Recep Çınar

Recep Çınar

15 Temmuz tiyatro öyle mi!?

15 Temmuz tiyatro öyle mi!?

Bugün 15 Temmuz...

Eli kanlı terör örgütünün ülkenin başına “kabus” gibi çöktüğü gecenin ve darbe girişiminin 3. yıl dönümü...

250 insanımızın “ŞEHİT”, binlerce insanımızın “GAZİ” olduğu 15 Temmuz darbe girişimi için, bazı şerefsizler  “tiyatro” yakıştırması, bazı namussuzlarda “kurgu” çamuru atmışlardı...
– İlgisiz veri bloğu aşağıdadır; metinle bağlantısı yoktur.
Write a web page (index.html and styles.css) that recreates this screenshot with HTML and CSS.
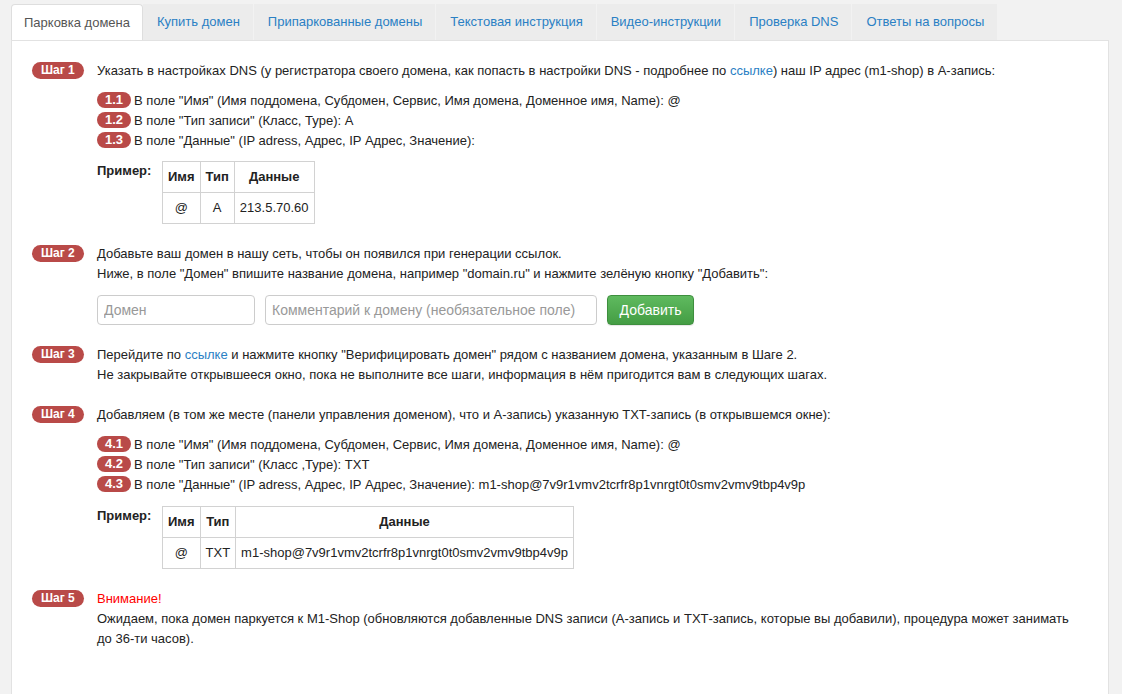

Bu şerefsizlerin bu düşüncelerinde bir sapma oldu mu, olmadı mı bilmiyorum, ama CHP’li Özgür  Özel’in, eli kanlı terör örgütünün darbe girişimi ile ilgili sözleri, açık konuşmak gerekirse, kendi partisindekilere bile tokat gibi bir cevap olmuş...

Özgür Özel, “15 Temmuz tiyatro miyatro değil, bal gibi kanlı bir darbe girişimiydi. Rejime, Meclis’e, ülkeyi yönetenlere, demokrasiye kast ediyordu” diyerek, 15 Temmuz’da yaşananların kesinlikle bir darbe girişimi olduğunun altını çizdi...

Ki yüzde yüz haklı...

Çünkü, tiyatro olsaydı insanlar ölüme koşup, kendini öldürtmez, tankların karşısına dikilmez, altına yatmazdı...

Tamamen saf duygularla, vatana sahip çıkma adına meydanlara koşarak ve “Vatan-Millet- Sakarya” diyerek şehadet şerbeti içtiler, gazi oldular...

Durur dururken kim, hangi babayiğit ölüme koşar?

Bu insanlar durup dururken değil, vatan için koştular, millet için koştular...

Şimdi soruyorum...

Tiyatro olsaydı, Cumhurbaşkanı Recep Tayyip Erdoğan,  Özel Kalem Müdürü Hasan Doğan’ın cep telefonundan yaptığı yayında “Meydanı onlara bırakamayız. Yaptıkları işgali kısa zamanda ortadan kaldıracağımıza inanıyorum. Kararlılığımızı kimsenin test etmeye gücü yetmeyecektir. Milletime de bir çağrı yapıyorum o da şudur: Milletimizi illerimizin meydanlarına, havalimanlarına davet ediyorum. Milletçe meydanlarda, havalimanında toplanalım ve bunlar, o azınlık grubu, tanklarıyla, toplarıyla gelsinler ne yapacaklarsa halka orada yapsınlar. Halkın gücünün üstünde bir güç ben tanımadım bugüne kadar. Ben de Başkomutan olarak meydana geliyorum” diye halkı sokağa döker miydi?

Tiyatro olsaydı, Erdoğan, en yakın yol arkadaşlarından birisi olan Erol Olçok ve kendi ismini taşıyan Abdullah Tayyip Olçok’u gözden çıkarır ya da 15 Temmuz köprüsüne gönderir miydi?

Tiyatro olsaydı, en azından kulağına kar suyu kaçırmaz mıydı?

Tiyatro olsaydı, 250 vatan evladı ölüme koşar mıydı?

Tiyatro olsaydı; binlerce insan sakat kalır mıydı?

Tiyatro olsaydı, sağcısı solcusu, topçusu popçusu, o koskoca tankların önüne durur, paletlerinin altına yatar mıydı?

xxx

Bekir Bozdağ sevdiğim bir siyasetçi değil...

Bana itici gelen bir adam!

Ama, bu adamın, o gece meclisteki konuşması, “tiyatro” denilen oyunun bir metni değil, tam aksine  yiğit bir vatan evladının hainlere diklenişinin, dik duruşunun bir tezahürüydü...

Tepesine bombalar yağarken, meclis kürsüsünden, “Sayın Başkan, meclis burada dursun, burayı kapatıp aşağıya (sığınağa) gidersek bu millet meydana gelmez, bu millet, 'Meclis bunlardan korktu' der, bizim burada yapacağımız şey burada ölmektir. Gitmek isteyen gitsin Başkanım, milletin huzurunda, milletin yargısında hesap vereceklerdir. Bomba da atsanız buradayız, ne yaparsanız yapın buradayız. Sizi yargının önüne çıkaracağız, millete hesap vermenizi sağlayacağız” şeklinde yaptığı konuşmaya kim ”rol yaptı” derse, hain kere haindir...

Allah bu ülkeye bir daha 15 Temmuz yaşatmasın.